Beziehungsmodell 2 (M2):
Abweichungen von M1 können z.B. sein:
- Verzicht auf langfristige Zukunftspläne
- Partner ist Deine größte Vertrauensperson, die alles über Dich weiß und Dein Leben kennt
- Du bist für den Partner ein selbstloser Ratgeber, der das Beste (im Hinblick auf seine/ihre Wünsche) für ihn/sie will – unabhängig davon, was aus Dir selbst oder der Beziehung wird
Vorteile:
- Du lebst wirklich im Moment und konzentrierst Deine ganze Energie darauf die Zeit mit dem Partner so schön wie möglich zu gestalten – die gemeinsame Zeit wird dann mehr Qualität erhalten
- Du bist sowohl Dir selbst als auch Deinem Partner gegenüber vollkommen ehrlich und zeigst Dich genauso, wie Du bist. Entsprechend kannst Du darauf vertrauen, dass Du (als Mensch) geliebt wirst und nicht die Fassade, hinter der Du Dich früher ggf. versteckt hast
- Das Beste für einen anderen zu sehen und zu wollen bewirkt, dass Du auch für Dich selbst das Beste erleben möchtest und nicht länger bereit bist, mit Dir und dem Leben (schlechte) Kompromisse einzugehen
Nachteile:
- Du fühlst Dich ggf. orientierungs- und planlos, da Du abstrakte Wünsche/Ziele hast und nicht weißt, wie Du dort hinkommen könntest; auch fehlt Dir ggf. die Sicherheit/Halt durch den Partner (Ziel: Aufbau Vertrauen in die eigenen Fähigkeiten/das Leben)
- Sich vollkommen zu öffnen bringt eine gewisse Verletzlichkeit mit sich. Wenn heikle Themen angesprochen und Emotionen hervorgerufen werden, musst Du damit umgehen (können) und diese heilen. Das kann Zeit und Energie kosten
- Es kann an Beständigkeit mangeln, da Du ggf. öfter zu dem Schluss kommst, dass das Beste für Dich (oder den Partner) nicht die gemeinsame Zukunft ist
Öffnungsmöglichkeiten:
- Stärkere Unabhängigkeit und Freiheit leben und ausnutzen
- (Körperliche/Weltliche) Vergnügungen bewusst suchen und ausleben, basierend auf Selbst-Liebe und persönlicher Stärke (= sich ausprobieren) — Siehe Menüpunkt Spiel & Spaß (noch in Arbeit)
Beziehungsmodell 3:
Abweichungen zu M2:
- Fokus auf das eigene Selbst (Wissen, was gut für Dich ist)

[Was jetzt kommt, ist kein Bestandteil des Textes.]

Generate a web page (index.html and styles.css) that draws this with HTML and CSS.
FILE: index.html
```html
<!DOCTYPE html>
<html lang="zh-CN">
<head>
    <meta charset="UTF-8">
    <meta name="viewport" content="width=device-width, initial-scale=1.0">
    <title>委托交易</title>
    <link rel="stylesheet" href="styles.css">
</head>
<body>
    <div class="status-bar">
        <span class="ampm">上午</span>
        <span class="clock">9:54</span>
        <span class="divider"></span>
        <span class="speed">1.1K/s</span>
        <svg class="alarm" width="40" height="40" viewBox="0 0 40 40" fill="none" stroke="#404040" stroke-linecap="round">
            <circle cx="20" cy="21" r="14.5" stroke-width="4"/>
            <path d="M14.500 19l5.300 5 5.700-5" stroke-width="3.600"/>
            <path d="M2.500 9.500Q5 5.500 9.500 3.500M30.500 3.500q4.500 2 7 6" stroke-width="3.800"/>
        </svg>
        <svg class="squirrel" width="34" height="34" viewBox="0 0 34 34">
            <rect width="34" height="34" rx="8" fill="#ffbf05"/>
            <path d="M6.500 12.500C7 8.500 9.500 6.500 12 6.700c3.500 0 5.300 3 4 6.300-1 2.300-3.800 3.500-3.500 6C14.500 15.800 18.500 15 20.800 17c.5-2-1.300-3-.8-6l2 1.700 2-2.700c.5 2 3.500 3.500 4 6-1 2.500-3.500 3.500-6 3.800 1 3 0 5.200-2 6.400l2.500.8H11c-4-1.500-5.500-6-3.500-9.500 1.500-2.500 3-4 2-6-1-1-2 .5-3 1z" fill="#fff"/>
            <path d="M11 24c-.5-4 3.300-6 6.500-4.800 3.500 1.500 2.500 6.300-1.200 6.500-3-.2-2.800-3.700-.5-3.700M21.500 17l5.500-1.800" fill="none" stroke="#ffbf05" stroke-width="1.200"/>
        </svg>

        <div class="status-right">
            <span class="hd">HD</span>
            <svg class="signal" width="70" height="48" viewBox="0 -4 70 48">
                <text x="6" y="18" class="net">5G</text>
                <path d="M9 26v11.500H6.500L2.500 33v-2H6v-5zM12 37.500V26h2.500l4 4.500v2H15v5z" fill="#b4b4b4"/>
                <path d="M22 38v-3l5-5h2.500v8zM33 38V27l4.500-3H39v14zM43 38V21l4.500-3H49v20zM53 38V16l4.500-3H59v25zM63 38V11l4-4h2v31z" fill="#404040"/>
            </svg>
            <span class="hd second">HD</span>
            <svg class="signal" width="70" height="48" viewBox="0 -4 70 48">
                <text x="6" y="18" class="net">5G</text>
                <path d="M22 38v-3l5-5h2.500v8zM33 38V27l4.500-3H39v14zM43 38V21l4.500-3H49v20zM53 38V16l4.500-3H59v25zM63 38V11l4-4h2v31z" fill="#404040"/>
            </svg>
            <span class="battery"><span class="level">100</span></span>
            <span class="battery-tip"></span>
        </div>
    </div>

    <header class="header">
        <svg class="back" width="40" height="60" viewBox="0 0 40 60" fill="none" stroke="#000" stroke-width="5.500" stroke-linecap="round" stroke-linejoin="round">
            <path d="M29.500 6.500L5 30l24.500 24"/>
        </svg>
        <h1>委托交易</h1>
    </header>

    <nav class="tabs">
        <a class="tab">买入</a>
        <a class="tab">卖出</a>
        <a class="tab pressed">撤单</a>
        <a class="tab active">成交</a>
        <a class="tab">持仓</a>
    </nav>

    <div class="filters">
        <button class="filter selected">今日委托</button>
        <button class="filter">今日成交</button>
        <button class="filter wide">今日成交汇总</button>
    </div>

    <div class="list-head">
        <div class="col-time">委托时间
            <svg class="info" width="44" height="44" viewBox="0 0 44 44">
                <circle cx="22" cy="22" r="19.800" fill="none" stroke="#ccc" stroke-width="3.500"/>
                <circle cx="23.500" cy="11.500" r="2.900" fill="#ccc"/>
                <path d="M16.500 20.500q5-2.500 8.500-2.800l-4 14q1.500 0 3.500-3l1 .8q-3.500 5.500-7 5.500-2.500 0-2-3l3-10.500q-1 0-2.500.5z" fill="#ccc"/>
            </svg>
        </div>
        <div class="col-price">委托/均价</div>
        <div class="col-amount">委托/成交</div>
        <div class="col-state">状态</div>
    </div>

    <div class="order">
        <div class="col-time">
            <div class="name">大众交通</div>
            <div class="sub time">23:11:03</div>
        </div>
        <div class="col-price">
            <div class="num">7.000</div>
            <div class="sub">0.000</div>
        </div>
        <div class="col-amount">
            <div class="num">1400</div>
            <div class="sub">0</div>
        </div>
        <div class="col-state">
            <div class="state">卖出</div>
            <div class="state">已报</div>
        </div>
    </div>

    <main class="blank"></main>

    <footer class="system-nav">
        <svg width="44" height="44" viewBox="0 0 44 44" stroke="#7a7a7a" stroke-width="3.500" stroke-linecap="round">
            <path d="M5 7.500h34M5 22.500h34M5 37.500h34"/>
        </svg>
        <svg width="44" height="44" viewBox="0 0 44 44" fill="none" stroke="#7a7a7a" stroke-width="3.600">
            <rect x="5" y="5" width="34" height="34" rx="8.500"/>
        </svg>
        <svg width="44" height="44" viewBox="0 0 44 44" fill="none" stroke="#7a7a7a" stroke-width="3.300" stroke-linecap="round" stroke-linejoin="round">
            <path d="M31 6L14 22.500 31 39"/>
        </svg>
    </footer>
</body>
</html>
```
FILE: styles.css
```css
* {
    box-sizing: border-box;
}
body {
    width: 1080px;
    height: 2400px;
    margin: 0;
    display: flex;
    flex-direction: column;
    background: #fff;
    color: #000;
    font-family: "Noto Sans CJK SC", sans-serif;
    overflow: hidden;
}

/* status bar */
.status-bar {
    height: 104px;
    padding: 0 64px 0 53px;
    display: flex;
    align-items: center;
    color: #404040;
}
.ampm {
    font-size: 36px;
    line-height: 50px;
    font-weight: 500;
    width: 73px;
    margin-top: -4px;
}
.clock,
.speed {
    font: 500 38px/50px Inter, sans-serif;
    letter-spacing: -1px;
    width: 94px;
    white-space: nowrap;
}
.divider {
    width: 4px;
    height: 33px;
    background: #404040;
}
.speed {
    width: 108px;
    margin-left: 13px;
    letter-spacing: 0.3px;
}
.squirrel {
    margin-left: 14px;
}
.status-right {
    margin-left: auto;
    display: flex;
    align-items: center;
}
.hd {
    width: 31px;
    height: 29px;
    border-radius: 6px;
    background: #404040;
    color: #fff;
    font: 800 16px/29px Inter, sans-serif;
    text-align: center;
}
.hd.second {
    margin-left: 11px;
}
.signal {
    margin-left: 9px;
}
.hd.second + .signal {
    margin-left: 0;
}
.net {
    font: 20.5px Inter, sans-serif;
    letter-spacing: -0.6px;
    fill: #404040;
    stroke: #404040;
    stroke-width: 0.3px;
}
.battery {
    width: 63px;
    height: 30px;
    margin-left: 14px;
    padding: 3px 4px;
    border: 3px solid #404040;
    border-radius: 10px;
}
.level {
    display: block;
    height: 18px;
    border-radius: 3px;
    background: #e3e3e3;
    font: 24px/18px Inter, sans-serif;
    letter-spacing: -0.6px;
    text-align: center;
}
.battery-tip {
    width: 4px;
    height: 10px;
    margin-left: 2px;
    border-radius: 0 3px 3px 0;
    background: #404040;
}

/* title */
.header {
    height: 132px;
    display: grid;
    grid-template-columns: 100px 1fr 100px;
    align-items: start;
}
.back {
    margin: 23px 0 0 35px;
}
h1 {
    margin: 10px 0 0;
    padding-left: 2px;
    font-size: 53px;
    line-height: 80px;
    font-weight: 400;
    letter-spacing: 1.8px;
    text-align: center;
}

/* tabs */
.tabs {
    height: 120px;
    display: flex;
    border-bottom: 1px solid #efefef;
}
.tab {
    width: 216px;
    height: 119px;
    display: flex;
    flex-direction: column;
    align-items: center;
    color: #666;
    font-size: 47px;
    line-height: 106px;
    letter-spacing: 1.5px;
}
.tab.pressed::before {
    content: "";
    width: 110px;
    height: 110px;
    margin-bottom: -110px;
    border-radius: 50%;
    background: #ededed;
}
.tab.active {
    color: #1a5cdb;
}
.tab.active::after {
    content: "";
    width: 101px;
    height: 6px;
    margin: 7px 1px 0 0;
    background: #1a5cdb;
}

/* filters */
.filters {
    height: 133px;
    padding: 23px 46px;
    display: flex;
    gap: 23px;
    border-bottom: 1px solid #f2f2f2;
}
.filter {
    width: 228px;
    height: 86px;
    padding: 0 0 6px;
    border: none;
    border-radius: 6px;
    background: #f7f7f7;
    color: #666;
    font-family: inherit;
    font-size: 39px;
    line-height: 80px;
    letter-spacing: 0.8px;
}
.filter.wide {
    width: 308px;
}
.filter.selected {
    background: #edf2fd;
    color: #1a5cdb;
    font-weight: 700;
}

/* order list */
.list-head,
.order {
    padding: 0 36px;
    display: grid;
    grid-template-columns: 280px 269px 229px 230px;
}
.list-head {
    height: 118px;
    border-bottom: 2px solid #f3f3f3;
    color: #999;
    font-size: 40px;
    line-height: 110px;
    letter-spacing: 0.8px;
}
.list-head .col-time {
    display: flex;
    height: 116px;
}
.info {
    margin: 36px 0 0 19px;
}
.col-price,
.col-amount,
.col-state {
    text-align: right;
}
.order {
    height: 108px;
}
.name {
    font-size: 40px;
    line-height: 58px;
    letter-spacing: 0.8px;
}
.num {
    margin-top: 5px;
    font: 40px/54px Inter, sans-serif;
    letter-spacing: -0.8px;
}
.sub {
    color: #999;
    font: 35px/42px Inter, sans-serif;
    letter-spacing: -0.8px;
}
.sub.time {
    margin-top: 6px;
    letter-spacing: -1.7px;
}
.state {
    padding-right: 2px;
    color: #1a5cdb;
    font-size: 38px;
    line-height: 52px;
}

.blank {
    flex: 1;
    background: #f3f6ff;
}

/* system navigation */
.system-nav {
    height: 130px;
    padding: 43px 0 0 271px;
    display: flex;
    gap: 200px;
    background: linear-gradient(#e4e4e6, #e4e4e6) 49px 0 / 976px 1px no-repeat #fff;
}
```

- Lebenserfahrungen sammeln
Vorteile:
- Was für Dich selbst am besten ist, füllt Dich mit Stärke und Liebe und Du kommst in Deine ganze Kraft um Dein Potenzial zu nutzen und ggf. (aus Stärke heraus) zu verschenken
- Erlebte Erfahrungen tragen weiter zu Fülle bei, bauen (mentale) Wunsch-Barrieren ab und führen zu mehr Selbstbewusstsein und einem größeren Wissen
- Du drückst Dich mit Deiner ganzen Individualität aus und entfaltest Dein kreatives Potenzial und Deine Fähigkeiten
Nachteile:
- Du bist nicht mehr mit allen Menschen kompatibel und ggf. ändern sich Deine Beziehungen
- Deine bisherigen Lebensverhältnisse werden sich Deinem neuen Selbst anpassen, da Du die bisherigen Rahmen sprengen wirst
Öffnungsmöglichkeiten:
- Den Partner/Familie/Freunde vollkommen loslassen, sowohl in sexueller als auch emotionaler Hinsicht und dabei die Liebe/Verbundenheit in gleichem Umfang aufrecht erhalten
Beziehungsmodell Frei:
Abweichungen zu M3:
- Frei zu sein bedeutet, dass alles auf freiwilliger Basis erfolgt. Es gibt keine materiellen Verpflichtungen d.h. Verträge, Versprechen, Schuldgefühle etc. sondern Handlungen entspringen dem momentanen Wunsch aller Beteiligten.
Vorteile:
- Sichere Gewissheit, dass die Grundlage für alle Handlungen die Liebe/Zuneigung der Beteiligten ist
- Innere Stabilität und Stärke aller Beteiligten d.h. man kann zusammen sein, muss aber nicht. Entsprechend ist die Qualität des Zusammenseins sehr hoch
- Tiefe liebevolle Verbundenheit
Diese Beziehungsmodelle habe ich geschrieben um eine schrittweise (mentale) Öffnung aus der konservativen Beziehungsform darzustellen. Sie soll aber auch als Anleitung für die Entstehung von zukünftigen Liebes-Verbindungen verstanden werden, bei denen die Partner im Idealfall die erforderliche innere Stärke und Unabhängigkeit bereits mitbringen und sich bewusst für eine engere Form des Zusammenlebens entscheiden.